Incompleta e abbandonata. Ma non dimenticata. Hanno promesso di portarla a termine non solo Rosario Crocetta, l’attuale Presidente della regione siciliana, ma anche Raffaele Lombardo e Totò Cuffaro, i suoi predecessori. Gli agricoltori dei Consorzi di bonifica che sono nell’area ne chiedono il completamento, la politica regionale s’impegna. A parole. Così a febbraio la questione è riproposta da Nello Musumeci, deputato della Lista Musumeci verso Forza Italia, che presenta un’interrogazione “al governo regionale per completare i lavori”. Insomma sembra proprio l’ennesima storia di un’opera pubblica mai terminata che invece sarebbe utile completare. Non è così. “La diga di Pietrarossa è un’opera pubblica abusiva, che va demolita, con il conseguente ripristino dei luoghi e uno studio archeologico dell’intera zona, finalizzato al pieno recupero dei reperti dell’insediamento romano venuti alla luce in contrada Casalgismondo“, proponeva nel 2010 Sebastiano Russo, presidente del circolo “Il Cigno” di Legambiente di Caltagirone.

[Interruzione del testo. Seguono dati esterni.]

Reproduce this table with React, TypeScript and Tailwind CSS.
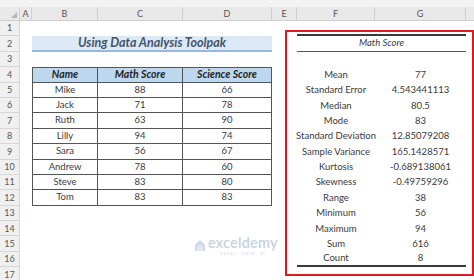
import React from 'react'

const cols = ['A', 'B', 'C', 'D', 'E', 'F', 'G']
const colW = ['w-[12px]', 'w-[66px]', 'w-[85px]', 'w-[89px]', 'w-[25px]', 'w-[78px]', 'w-[91px]']

const people = [
  ['Mike', '88', '66'],
  ['Jack', '71', '78'],
  ['Ruth', '63', '90'],
  ['Lilly', '94', '74'],
  ['Sara', '56', '67'],
  ['Andrew', '78', '60'],
  ['Steve', '83', '80'],
  ['Tom', '83', '83'],
]

const stats = [
  ['Mean', '77'],
  ['Standard Error', '4.543441113'],
  ['Median', '80.5'],
  ['Mode', '83'],
  ['Standard Deviation', '12.85079208'],
  ['Sample Variance', '165.1428571'],
  ['Kurtosis', '-0.689138061'],
  ['Skewness', '-0.49759296'],
  ['Range', '38'],
  ['Minimum', '56'],
  ['Maximum', '94'],
  ['Sum', '616'],
  ['Count', '8'],
]

function Cell({ w, className = '', children }: { w: string; className?: string; children?: React.ReactNode }) {
  return (
    <div className={`${w} shrink-0 h-full flex items-center justify-center whitespace-nowrap ${className}`}>
      {children}
    </div>
  )
}

function SheetRow({ n }: { n: number }) {
  const p = n >= 5 && n <= 12 ? people[n - 5] : null
  const s = n >= 4 && n <= 16 ? stats[n - 4] : null
  const tb = 'border-r border-b border-[#555]'
  const th = `${tb} border-t bg-[#bdd7ee] font-bold italic text-[10.5px] text-[#1f1f1f]`

  let left: React.ReactNode
  if (n === 2) {
    left = (
      <div className="w-[240px] shrink-0 h-full flex items-center justify-center bg-[#dde9f6] border-b-2 border-[#9db4dc] text-[12.5px] font-bold italic text-[#44546a]">
        Using Data Analysis Toolpak
      </div>
    )
  } else if (n === 4) {
    left = (
      <>
        <Cell w={colW[1]} className={`${th} border-l`}>Name</Cell>
        <Cell w={colW[2]} className={th}>Math Score</Cell>
        <Cell w={colW[3]} className={th}>Science Score</Cell>
      </>
    )
  } else if (p) {
    left = (
      <>
        <Cell w={colW[1]} className={`${tb} border-l`}>{p[0]}</Cell>
        <Cell w={colW[2]} className={tb}>{p[1]}</Cell>
        <Cell w={colW[3]} className={tb}>{p[2]}</Cell>
      </>
    )
  } else {
    left = <div className="w-[240px] shrink-0" />
  }

  let right: React.ReactNode
  if (n === 1) {
    right = <div className="w-[169px] shrink-0 h-full border-b-2 border-[#3a3a3a]" />
  } else if (n === 2) {
    right = (
      <div className="w-[169px] shrink-0 h-full flex items-center justify-center border-b border-[#555] italic">
        Math Score
      </div>
    )
  } else if (s) {
    right = (
      <>
        <Cell w={colW[5]} className={n === 16 ? 'border-b-2 border-[#3a3a3a]' : ''}>{s[0]}</Cell>
        <Cell w={colW[6]} className={n === 16 ? 'border-b-2 border-[#3a3a3a]' : ''}>{s[1]}</Cell>
      </>
    )
  } else {
    right = <div className="w-[169px] shrink-0" />
  }

  return (
    <div className="flex h-[15.4px] text-[9.5px] text-[#3a3a3a]">
      <div className="w-[20px] shrink-0 h-full flex items-center justify-center bg-[#f0f0f0] border-r border-b border-[#d6d6d6] text-[9px] text-[#555]">
        {n}
      </div>
      <div className="w-[12px] shrink-0" />
      {left}
      <div className="w-[25px] shrink-0" />
      {right}
      <div className="flex-1" />
    </div>
  )
}

function Watermark() {
  return (
    <div className="absolute left-[194px] top-[236px] flex items-center gap-[2px] opacity-50 pointer-events-none">
      <svg width="12" height="13" viewBox="0 0 12 13">
        <path d="M1 12 L1 6 L6 1 L11 6 L11 12 Z" fill="#9fb3cc" />
        <path d="M3 12 L3 8 L6 5 L9 8 L9 12 Z" fill="#c3d1e2" />
      </svg>
      <div className="flex flex-col items-center leading-none">
        <span className="text-[14.5px] font-semibold text-[#8fa6c4] tracking-[0.2px]">exceldemy</span>
        <span className="text-[4px] text-[#9fb0c6] tracking-[0.8px] mt-[1px]">EXCEL · DATA · BI</span>
      </div>
    </div>
  )
}

export default function App() {
  return (
    <div className="relative w-[474px] h-[280px] overflow-hidden bg-white font-['Lato',sans-serif]">
      <div className="h-[7px] bg-[#f3f3f3]" />
      <div className="flex h-[14px] bg-[#e9e9e9] border-b border-[#cfcfcf] text-[9px] text-[#555]">
        <div className="w-[20px] shrink-0 h-full border-r border-[#cfcfcf] relative">
          <div className="absolute right-[2px] bottom-[2px] w-0 h-0 border-l-[6px] border-l-transparent border-b-[6px] border-b-[#b5b5b5]" />
        </div>
        {cols.map((c, i) => (
          <Cell key={c} w={colW[i]} className="border-r border-[#cfcfcf]">
            {c}
          </Cell>
        ))}
        <div className="flex-1" />
      </div>
      {Array.from({ length: 17 }, (_, i) => (
        <SheetRow key={i} n={i + 1} />
      ))}
      <Watermark />
      <div className="absolute left-[285px] top-[30px] w-[189px] h-[246px] border-2 border-[#e0191e] pointer-events-none" />
    </div>
  )
}
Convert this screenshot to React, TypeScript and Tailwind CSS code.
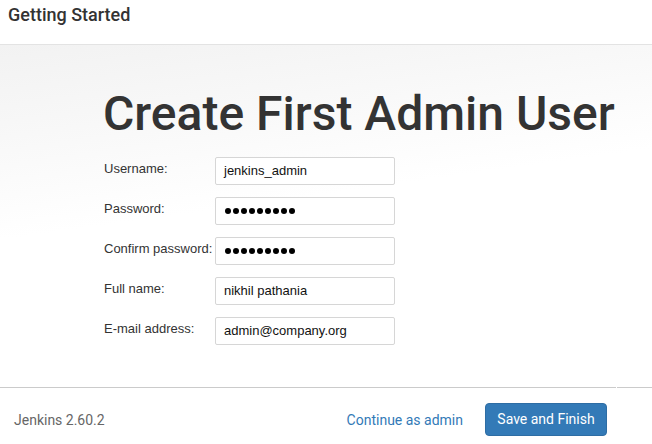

“La diga di Pietrarossa è un’opera da demolire. Oltre a essere un abuso in un sito archeologico, si caratterizza per irregolarità e violazioni di legge”. Roberto De Pietro, l’ingegnere autore di un particolareggiato studio sull’opera, è categorico. Eppure la diga è stata realizzata al 94,61% e sono stati spesi 75.147,869 euro stanziati dalla Cassa per il Mezzogiorno. “La diga è stata pensata in un periodo in cui opere simili si realizzavano in Sicilia, violando leggi, a volte in modo sfacciato”, spiega l’esperto. Il lungo iter dell’infrastruttura inizia nel 1988, prima con lo stanziamento dei soldi pubblici e dopo con la Lodigiani spa – CO.GE.I spa che si aggiudica l’appalto. E’ il 1990 quando i lavori lavori affidati al Consorzio di Bonifica 7 Caltagirone, in regime di concessione dall’Agenzia per la Promozione dello Sviluppo del Mezzogiorno, iniziano. “Senza autorizzazioni, sprovvisti del preventivo nullaosta della Soprintendenza di Enna e senza essere sottoposti a una valutazione di impatto ambientale”, scrive De Pietro.
Nonostante la procura di Enna abbia avviato un’inchiesta già da tempo, il cantiere subisce un primo stop soltanto nel 1993. Già perché nel frattempo è stato scoperto un vasto insediamento romano, solo parzialmente indagato. Il fermo dura poco. I lavori riprendono per poi arrestarsi definitivamente nel 1997 quando i magistrati di Enna emettono il provvedimento di sequestro della diga e dodici avvisi di garanzia per abuso, rifiuto di atti d’ufficio, deturpamento di bellezze naturali e archeologiche. Due anni prima, un altro capitolo della storia. Sulla struttura si rilevano alcune lesioni. La Lodigiani-Cogei chiede un nuovo finanziamento. Ulteriori 20 miliardi di lire per provvedere ai lavori imprevisti. Colpa del sisma del 1990, afferma l’impresa. Ma non è così. Un’inchiesta della procura di Caltagirone accerta che i danni danni sarebbero dovuti a errori nella costruzione e che l’impresa avrebbe tentato una truffa. Il fermo lavori del 1997 non è senza conseguenze. L’impresa di costruzioni Imprepar-Impregilo Partecipazioni spa, subentrata alla Lodigiani-Cogei, avvia una causa di risarcimento per danni subiti a seguito della sospensione. Una sentenza del Tribunale di Catania ne quantifica un credito nei confronti del Consorzio di Bonifica 7 Caltagirone pari a circa 4,7 milioni di euro. Nel 2014 con un atto di Pignoramento notificato presso la Regione Sicilia la società Imprepar-Impregilo Partecipazioni spa ha pignorato tutte le somme a qualsiasi titolo dovute dall’Assessorato regionale dell’Agricoltura al Consorzio di Bonifica 7 Caltagirone. Non è tutto. Il Consorzio a sua volta avvia una causa civile contro l’impresa. Il Motivo? Risarcimento danni.
Una questione quasi senza soluzione. Così a marzo 2015 il deputato del Pd Luca Sammartino chiede all’assessore regionale all’agricoltura Nino Caleca di “utilizzare fondi comunitari o accantonamenti di bilancio che sono disponibili per chiudere il contenzioso con Impregilo e sbloccare, così, il completamento della diga di Pietrarossa”. Non se ne fa nulla. Per fortuna, secondo l’ingegnere De Pietro. “La diga… se entrasse in funzione, aggraverebbe l’arretramento del litorale sabbioso in prossimità della foce del Simeto“, sottolinea l’esperto. Senza contare “l’abbassamento delle falde acquifere, l’alterazione degli ecosistemi, i danni alla flora e alla fauna, in particolare a quella ittica”. Così, dopo un impegno ingente di risorse pubbliche, la parziale distruzione di un sito archeologico e le molte criticità che la realizzazione dell’opera avrebbe comportato, si rafforza un quesito. Perché mai non sono state fatte preliminarmente le corrette valutazioni? Osservando quel che accade troppo spesso in Sicilia quel quesito sembra destinato a rimanere senza risposta.